This is a coupla days old. I'll bring it here even so.
There are currently two bright comets listed on my favorite visual astronomy site, heavens-above dot com.
The first is Comet 41P Tuttle-Giacobini-Kresak, currently very near Vega. It is a short-period comet with a moderately elliptical 6-year orbit. It is an intrinsically faint object, but it came very close to Earth a few days ago (perigee was April 26).
I managed to spot it in my 20x90 binoculars on the evening of the 27th, and I estimated its visual magnitude at about 10. Heavens-above gives its visual magnitude at 7.5 ... ten times as bright.
I remember hanging out on the Cloudy Nights site where visual astronomers congregate. Folks there would publish lists of "published v. perceived" visual magnitudes, and some discrepancies were large.
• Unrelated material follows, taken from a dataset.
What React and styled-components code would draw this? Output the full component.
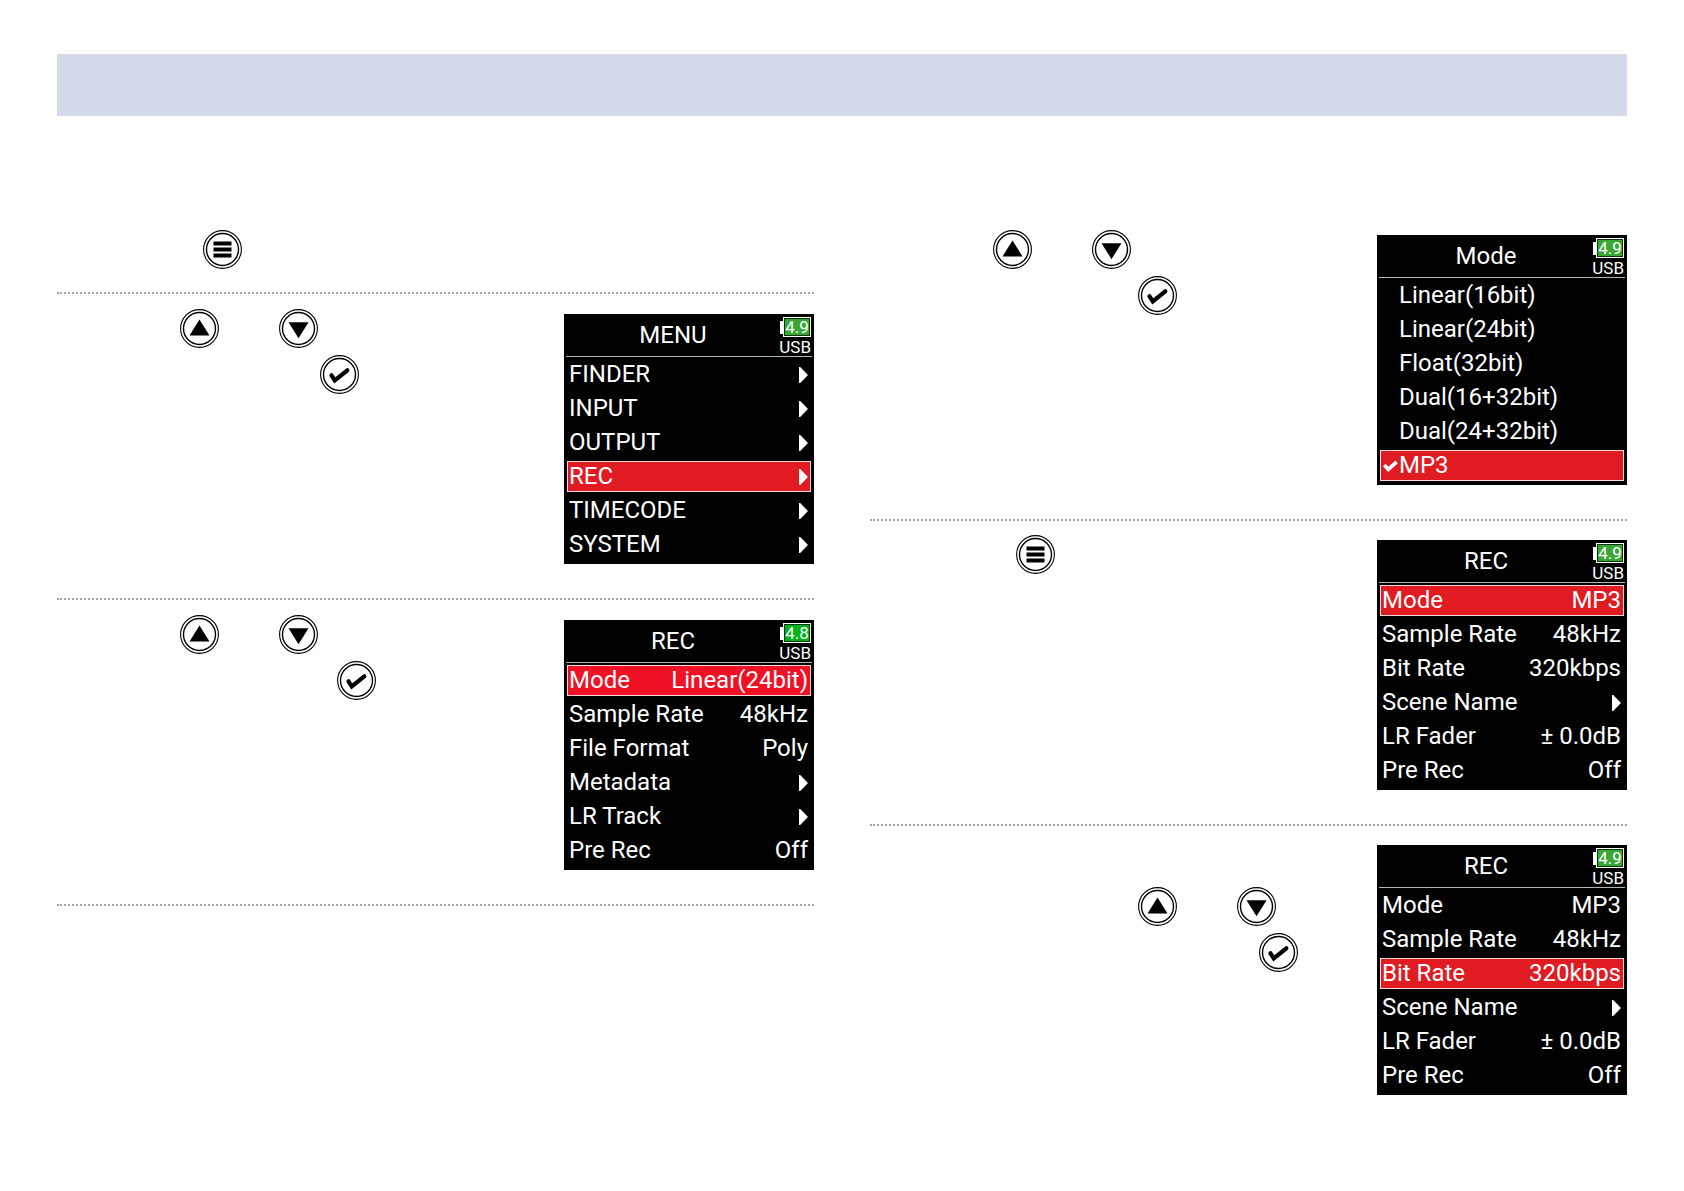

Some cool charts etc. are here:
https://theskylive.com/41p-info
The second comet is C/2015 V2 Johnson. This is a visitor from the far reaches of our Oort cloud (major axis is 120 thousand AU or two light-years, to the edge of what we call the Oort volume now) but during this pass, it got a tiny boost and is now on a hyperbolic (solar escape) trajectory. Again, Heavens-Above gives it a magnitude of 7.5 ... my estimate is about 9.0.
This visitor will be brightest in our skies in early June. I'll be watching it through my binos. It is near perihelion now, still outside Mars' orbit. I saw a prediction that it'll become naked-eye obvious at mag 2, but I doubt that very much now.